The improvements in FCC performance and yields from higher severity operation of the FCC pretreatment unit are linked to the increased saturation of polynuclear aromatics. The saturation of aromatic rings in these complex molecules determines both the product distribution and the relative sulphur distribution in the FCC products. In the FCC, aromatic rings do not crack while functional groups attached to the aromatic rings can be removed. The number of unsaturated rings adjacent to each other is critical in determining the boiling range of the final FCC product. Molecules with one ring end up in the FCC naphtha cut, two- and some three-ring molecules go to the LCO cut while most three-ring and greater molecules are either found in the HCO and clarified oil streams or deposit as coke. Saturation of aromatics results in higher value products and greater conversion in the FCC. Saturation of aromatic rings starts from the centre of the molecule with a decrease in relative reaction rate as polynuclear aromatics are hydrogenated.

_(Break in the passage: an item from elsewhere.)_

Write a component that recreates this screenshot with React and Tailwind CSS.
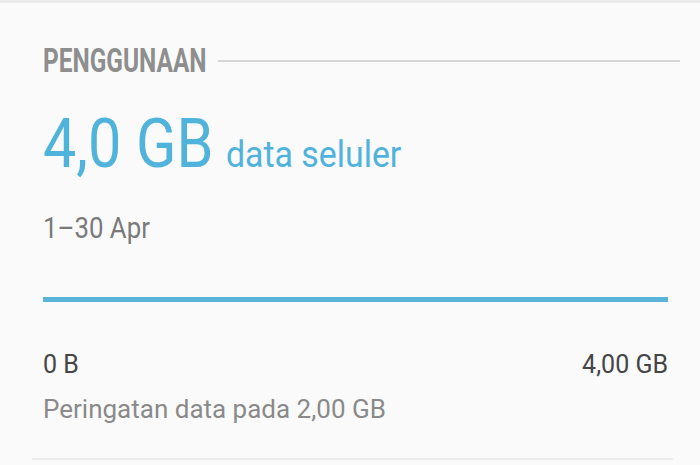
const font = { fontFamily: "Roboto, 'Noto Sans', sans-serif" };

export default function App() {
  return (
    <div className="w-[700px] h-[465px] bg-[#fafafa] overflow-hidden leading-none" style={font}>
      <div className="h-[3px] bg-[#ececec]" />
      <div className="pl-[43px] pr-[32px]">
        {/* section header with rule */}
        <div className="mt-[41px] flex items-center">
          <span className="flex w-[162px] shrink-0 whitespace-nowrap">
            <span className="origin-left scale-x-[0.74] text-[33px] leading-none font-bold text-[#8e8e8e]">PENGGUNAAN</span>
          </span>
          <div className="ml-[13px] flex-1 h-[2px] bg-[#d6d6d6] mr-[-12px]" />
        </div>

        <div className="mt-[32px] flex items-baseline whitespace-nowrap text-[#4fb3dc]">
          <span className="w-[170px] shrink-0 text-[69px] leading-none">
            <span className="inline-block origin-left scale-x-[0.86]">4,0 GB</span>
          </span>
          <span className="ml-[13px] inline-block origin-left scale-x-[0.94] text-[36px] leading-none">data seluler</span>
        </div>

        <div className="mt-[36px] flex whitespace-nowrap">
          <span className="origin-left scale-x-[0.89] text-[29px] leading-none text-[#7a7a7a]">1–30 Apr</span>
        </div>

        {/* usage bar */}
        <div className="mt-[54px] h-[5px] bg-[#5ab4d8]" />

        <div className="mt-[50px] flex justify-between text-[25px] leading-none text-[#454545]">
          <span>0 B</span>
          <span>4,00 GB</span>
        </div>
        <div className="mt-[19px] text-[26px] leading-none text-[#8a8a8a]">Peringatan data pada 2,00 GB</div>
      </div>
      <div className="mt-[36px] ml-[32px] w-[641px] h-[2px] bg-[#ececec]" />
    </div>
  );
}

The critical operating parameters that influence these reaction rates are hydrogen partial pressure and operating temperature. In order to maximise aromatics saturation for a given unit, it is important to maximise hydrogen purity and hydrogen availability to optimise hydrogen partial pressure, particularly at the reactor outlet. In addition to maximising hydrogen partial pressure, operating temperatures must be increased to maximise saturation. However, saturation of aromatics is equilibrium limited at constant hydrogen partial pressure so there is an optimum temperature range for maximum saturation. This optimum temperature range is often referred to as the kinetic region or the aromatics saturation plateau. Operating in the kinetic region provides the best quality feed for the FCC.